GIVEN DATA
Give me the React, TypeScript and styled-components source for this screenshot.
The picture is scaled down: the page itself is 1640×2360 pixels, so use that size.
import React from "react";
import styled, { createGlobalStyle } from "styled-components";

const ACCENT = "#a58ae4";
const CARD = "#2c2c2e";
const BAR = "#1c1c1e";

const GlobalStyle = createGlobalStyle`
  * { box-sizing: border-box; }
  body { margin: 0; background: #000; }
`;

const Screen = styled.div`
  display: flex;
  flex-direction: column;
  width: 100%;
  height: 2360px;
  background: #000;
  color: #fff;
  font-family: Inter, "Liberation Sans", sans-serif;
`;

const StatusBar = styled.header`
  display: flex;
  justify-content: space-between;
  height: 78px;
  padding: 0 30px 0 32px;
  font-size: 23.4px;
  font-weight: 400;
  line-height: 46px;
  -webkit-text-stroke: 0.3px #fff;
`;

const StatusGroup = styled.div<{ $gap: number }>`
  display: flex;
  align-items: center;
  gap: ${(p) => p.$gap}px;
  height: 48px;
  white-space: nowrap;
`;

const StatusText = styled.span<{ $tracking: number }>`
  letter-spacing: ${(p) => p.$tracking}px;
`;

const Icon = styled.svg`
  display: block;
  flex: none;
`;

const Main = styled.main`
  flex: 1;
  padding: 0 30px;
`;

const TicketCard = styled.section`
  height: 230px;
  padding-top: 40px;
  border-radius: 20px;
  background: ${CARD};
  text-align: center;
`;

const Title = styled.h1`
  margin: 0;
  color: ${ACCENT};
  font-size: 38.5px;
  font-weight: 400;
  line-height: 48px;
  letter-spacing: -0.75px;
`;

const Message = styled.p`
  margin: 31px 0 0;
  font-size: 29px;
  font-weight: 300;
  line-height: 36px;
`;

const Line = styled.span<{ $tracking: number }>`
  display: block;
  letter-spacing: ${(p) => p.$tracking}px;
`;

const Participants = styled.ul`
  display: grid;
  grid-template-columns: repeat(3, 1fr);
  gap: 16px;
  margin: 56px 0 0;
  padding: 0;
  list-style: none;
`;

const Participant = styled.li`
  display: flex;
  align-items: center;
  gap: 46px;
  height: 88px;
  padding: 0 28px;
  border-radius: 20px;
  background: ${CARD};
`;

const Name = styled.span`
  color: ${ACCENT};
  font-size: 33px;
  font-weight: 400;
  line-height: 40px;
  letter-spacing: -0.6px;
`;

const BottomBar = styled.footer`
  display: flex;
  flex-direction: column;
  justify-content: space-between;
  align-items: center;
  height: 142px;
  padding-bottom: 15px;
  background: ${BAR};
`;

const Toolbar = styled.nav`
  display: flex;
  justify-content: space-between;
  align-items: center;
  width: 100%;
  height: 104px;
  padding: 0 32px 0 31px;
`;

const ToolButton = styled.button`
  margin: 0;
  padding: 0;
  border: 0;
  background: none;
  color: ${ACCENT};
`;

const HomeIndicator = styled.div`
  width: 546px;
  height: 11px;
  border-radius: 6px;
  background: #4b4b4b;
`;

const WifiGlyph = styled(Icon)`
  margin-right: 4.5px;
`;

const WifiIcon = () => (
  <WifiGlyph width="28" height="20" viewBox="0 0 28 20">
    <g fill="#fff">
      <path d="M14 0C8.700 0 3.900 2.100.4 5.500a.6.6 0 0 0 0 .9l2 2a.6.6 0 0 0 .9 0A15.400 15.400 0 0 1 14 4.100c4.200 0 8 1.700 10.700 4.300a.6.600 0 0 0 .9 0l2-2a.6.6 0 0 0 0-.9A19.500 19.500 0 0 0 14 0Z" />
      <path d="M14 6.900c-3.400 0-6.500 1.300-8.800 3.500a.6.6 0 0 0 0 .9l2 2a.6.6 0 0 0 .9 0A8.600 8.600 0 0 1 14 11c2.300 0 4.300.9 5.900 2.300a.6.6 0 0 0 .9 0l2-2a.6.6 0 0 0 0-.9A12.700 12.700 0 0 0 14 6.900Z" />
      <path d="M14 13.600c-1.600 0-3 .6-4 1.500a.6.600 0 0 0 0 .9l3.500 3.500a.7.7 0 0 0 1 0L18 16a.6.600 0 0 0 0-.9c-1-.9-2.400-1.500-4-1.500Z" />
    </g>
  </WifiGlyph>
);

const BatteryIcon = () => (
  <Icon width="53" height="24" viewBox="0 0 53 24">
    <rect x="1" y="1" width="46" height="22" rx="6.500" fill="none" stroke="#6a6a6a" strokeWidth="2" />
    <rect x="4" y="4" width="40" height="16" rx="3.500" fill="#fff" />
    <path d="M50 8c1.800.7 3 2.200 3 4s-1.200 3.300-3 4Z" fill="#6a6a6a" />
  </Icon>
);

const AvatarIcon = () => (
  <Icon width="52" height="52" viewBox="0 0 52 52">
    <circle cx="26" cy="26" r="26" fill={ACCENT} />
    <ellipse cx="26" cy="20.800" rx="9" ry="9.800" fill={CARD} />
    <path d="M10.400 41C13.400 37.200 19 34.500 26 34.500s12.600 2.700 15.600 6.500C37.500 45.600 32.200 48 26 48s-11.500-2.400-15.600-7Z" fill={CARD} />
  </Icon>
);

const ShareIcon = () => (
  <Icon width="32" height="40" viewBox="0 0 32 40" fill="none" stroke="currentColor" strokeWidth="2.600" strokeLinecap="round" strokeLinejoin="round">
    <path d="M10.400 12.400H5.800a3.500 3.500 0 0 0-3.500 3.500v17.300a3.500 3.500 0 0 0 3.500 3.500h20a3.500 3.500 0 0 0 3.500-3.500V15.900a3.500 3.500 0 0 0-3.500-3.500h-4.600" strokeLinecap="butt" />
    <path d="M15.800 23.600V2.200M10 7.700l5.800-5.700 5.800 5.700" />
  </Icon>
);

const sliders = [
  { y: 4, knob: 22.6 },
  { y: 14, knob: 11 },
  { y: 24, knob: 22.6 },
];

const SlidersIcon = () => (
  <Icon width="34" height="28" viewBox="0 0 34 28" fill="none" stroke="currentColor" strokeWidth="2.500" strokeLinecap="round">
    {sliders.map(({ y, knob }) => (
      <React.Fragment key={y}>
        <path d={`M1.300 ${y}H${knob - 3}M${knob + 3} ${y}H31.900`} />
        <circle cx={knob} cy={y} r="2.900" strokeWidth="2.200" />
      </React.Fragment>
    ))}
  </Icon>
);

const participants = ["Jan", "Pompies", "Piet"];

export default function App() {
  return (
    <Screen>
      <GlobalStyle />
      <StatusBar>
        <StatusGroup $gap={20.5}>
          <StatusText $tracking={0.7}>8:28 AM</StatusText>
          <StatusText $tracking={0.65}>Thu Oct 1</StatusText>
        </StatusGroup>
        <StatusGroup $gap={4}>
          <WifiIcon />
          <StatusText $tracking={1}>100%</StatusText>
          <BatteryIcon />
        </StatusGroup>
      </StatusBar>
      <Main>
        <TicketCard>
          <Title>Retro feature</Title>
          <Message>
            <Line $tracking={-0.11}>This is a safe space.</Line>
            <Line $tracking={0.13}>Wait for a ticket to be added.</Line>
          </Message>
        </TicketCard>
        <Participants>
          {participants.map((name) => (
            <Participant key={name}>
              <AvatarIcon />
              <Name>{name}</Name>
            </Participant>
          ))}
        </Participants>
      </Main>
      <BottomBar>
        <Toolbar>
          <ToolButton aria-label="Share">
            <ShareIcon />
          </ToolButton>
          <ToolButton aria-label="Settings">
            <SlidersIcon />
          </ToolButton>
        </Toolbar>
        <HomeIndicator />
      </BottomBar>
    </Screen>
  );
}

EXERCISE REQUIREMENTS
Copy all of the material word for word.

TASK RESULT
Give me the React, TypeScript and styled-components source for this screenshot.
The picture is scaled down: the page itself is 1640×2360 pixels, so use that size.
import React from "react";
import styled, { createGlobalStyle } from "styled-components";

const ACCENT = "#a58ae4";
const CARD = "#2c2c2e";
const BAR = "#1c1c1e";

const GlobalStyle = createGlobalStyle`
  * { box-sizing: border-box; }
  body { margin: 0; background: #000; }
`;

const Screen = styled.div`
  display: flex;
  flex-direction: column;
  width: 100%;
  height: 2360px;
  background: #000;
  color: #fff;
  font-family: Inter, "Liberation Sans", sans-serif;
`;

const StatusBar = styled.header`
  display: flex;
  justify-content: space-between;
  height: 78px;
  padding: 0 30px 0 32px;
  font-size: 23.4px;
  font-weight: 400;
  line-height: 46px;
  -webkit-text-stroke: 0.3px #fff;
`;

const StatusGroup = styled.div<{ $gap: number }>`
  display: flex;
  align-items: center;
  gap: ${(p) => p.$gap}px;
  height: 48px;
  white-space: nowrap;
`;

const StatusText = styled.span<{ $tracking: number }>`
  letter-spacing: ${(p) => p.$tracking}px;
`;

const Icon = styled.svg`
  display: block;
  flex: none;
`;

const Main = styled.main`
  flex: 1;
  padding: 0 30px;
`;

const TicketCard = styled.section`
  height: 230px;
  padding-top: 40px;
  border-radius: 20px;
  background: ${CARD};
  text-align: center;
`;

const Title = styled.h1`
  margin: 0;
  color: ${ACCENT};
  font-size: 38.5px;
  font-weight: 400;
  line-height: 48px;
  letter-spacing: -0.75px;
`;

const Message = styled.p`
  margin: 31px 0 0;
  font-size: 29px;
  font-weight: 300;
  line-height: 36px;
`;

const Line = styled.span<{ $tracking: number }>`
  display: block;
  letter-spacing: ${(p) => p.$tracking}px;
`;

const Participants = styled.ul`
  display: grid;
  grid-template-columns: repeat(3, 1fr);
  gap: 16px;
  margin: 56px 0 0;
  padding: 0;
  list-style: none;
`;

const Participant = styled.li`
  display: flex;
  align-items: center;
  gap: 46px;
  height: 88px;
  padding: 0 28px;
  border-radius: 20px;
  background: ${CARD};
`;

const Name = styled.span`
  color: ${ACCENT};
  font-size: 33px;
  font-weight: 400;
  line-height: 40px;
  letter-spacing: -0.6px;
`;

const BottomBar = styled.footer`
  display: flex;
  flex-direction: column;
  justify-content: space-between;
  align-items: center;
  height: 142px;
  padding-bottom: 15px;
  background: ${BAR};
`;

const Toolbar = styled.nav`
  display: flex;
  justify-content: space-between;
  align-items: center;
  width: 100%;
  height: 104px;
  padding: 0 32px 0 31px;
`;

const ToolButton = styled.button`
  margin: 0;
  padding: 0;
  border: 0;
  background: none;
  color: ${ACCENT};
`;

const HomeIndicator = styled.div`
  width: 546px;
  height: 11px;
  border-radius: 6px;
  background: #4b4b4b;
`;

const WifiGlyph = styled(Icon)`
  margin-right: 4.5px;
`;

const WifiIcon = () => (
  <WifiGlyph width="28" height="20" viewBox="0 0 28 20">
    <g fill="#fff">
      <path d="M14 0C8.700 0 3.900 2.100.4 5.500a.6.6 0 0 0 0 .9l2 2a.6.6 0 0 0 .9 0A15.400 15.400 0 0 1 14 4.100c4.200 0 8 1.700 10.700 4.300a.6.600 0 0 0 .9 0l2-2a.6.6 0 0 0 0-.9A19.500 19.500 0 0 0 14 0Z" />
      <path d="M14 6.900c-3.400 0-6.500 1.300-8.800 3.500a.6.6 0 0 0 0 .9l2 2a.6.6 0 0 0 .9 0A8.600 8.600 0 0 1 14 11c2.300 0 4.300.9 5.900 2.300a.6.6 0 0 0 .9 0l2-2a.6.6 0 0 0 0-.9A12.700 12.700 0 0 0 14 6.900Z" />
      <path d="M14 13.600c-1.600 0-3 .6-4 1.500a.6.600 0 0 0 0 .9l3.500 3.500a.7.7 0 0 0 1 0L18 16a.6.600 0 0 0 0-.9c-1-.9-2.400-1.500-4-1.500Z" />
    </g>
  </WifiGlyph>
);

const BatteryIcon = () => (
  <Icon width="53" height="24" viewBox="0 0 53 24">
    <rect x="1" y="1" width="46" height="22" rx="6.500" fill="none" stroke="#6a6a6a" strokeWidth="2" />
    <rect x="4" y="4" width="40" height="16" rx="3.500" fill="#fff" />
    <path d="M50 8c1.800.7 3 2.200 3 4s-1.200 3.300-3 4Z" fill="#6a6a6a" />
  </Icon>
);

const AvatarIcon = () => (
  <Icon width="52" height="52" viewBox="0 0 52 52">
    <circle cx="26" cy="26" r="26" fill={ACCENT} />
    <ellipse cx="26" cy="20.800" rx="9" ry="9.800" fill={CARD} />
    <path d="M10.400 41C13.400 37.200 19 34.500 26 34.500s12.600 2.700 15.600 6.500C37.500 45.600 32.200 48 26 48s-11.500-2.400-15.600-7Z" fill={CARD} />
  </Icon>
);

const ShareIcon = () => (
  <Icon width="32" height="40" viewBox="0 0 32 40" fill="none" stroke="currentColor" strokeWidth="2.600" strokeLinecap="round" strokeLinejoin="round">
    <path d="M10.400 12.400H5.800a3.500 3.500 0 0 0-3.500 3.500v17.300a3.500 3.500 0 0 0 3.500 3.500h20a3.500 3.500 0 0 0 3.500-3.500V15.900a3.500 3.500 0 0 0-3.500-3.500h-4.600" strokeLinecap="butt" />
    <path d="M15.800 23.600V2.200M10 7.700l5.800-5.700 5.800 5.700" />
  </Icon>
);

const sliders = [
  { y: 4, knob: 22.6 },
  { y: 14, knob: 11 },
  { y: 24, knob: 22.6 },
];

const SlidersIcon = () => (
  <Icon width="34" height="28" viewBox="0 0 34 28" fill="none" stroke="currentColor" strokeWidth="2.500" strokeLinecap="round">
    {sliders.map(({ y, knob }) => (
      <React.Fragment key={y}>
        <path d={`M1.300 ${y}H${knob - 3}M${knob + 3} ${y}H31.900`} />
        <circle cx={knob} cy={y} r="2.900" strokeWidth="2.200" />
      </React.Fragment>
    ))}
  </Icon>
);

const participants = ["Jan", "Pompies", "Piet"];

export default function App() {
  return (
    <Screen>
      <GlobalStyle />
      <StatusBar>
        <StatusGroup $gap={20.5}>
          <StatusText $tracking={0.7}>8:28 AM</StatusText>
          <StatusText $tracking={0.65}>Thu Oct 1</StatusText>
        </StatusGroup>
        <StatusGroup $gap={4}>
          <WifiIcon />
          <StatusText $tracking={1}>100%</StatusText>
          <BatteryIcon />
        </StatusGroup>
      </StatusBar>
      <Main>
        <TicketCard>
          <Title>Retro feature</Title>
          <Message>
            <Line $tracking={-0.11}>This is a safe space.</Line>
            <Line $tracking={0.13}>Wait for a ticket to be added.</Line>
          </Message>
        </TicketCard>
        <Participants>
          {participants.map((name) => (
            <Participant key={name}>
              <AvatarIcon />
              <Name>{name}</Name>
            </Participant>
          ))}
        </Participants>
      </Main>
      <BottomBar>
        <Toolbar>
          <ToolButton aria-label="Share">
            <ShareIcon />
          </ToolButton>
          <ToolButton aria-label="Settings">
            <SlidersIcon />
          </ToolButton>
        </Toolbar>
        <HomeIndicator />
      </BottomBar>
    </Screen>
  );
}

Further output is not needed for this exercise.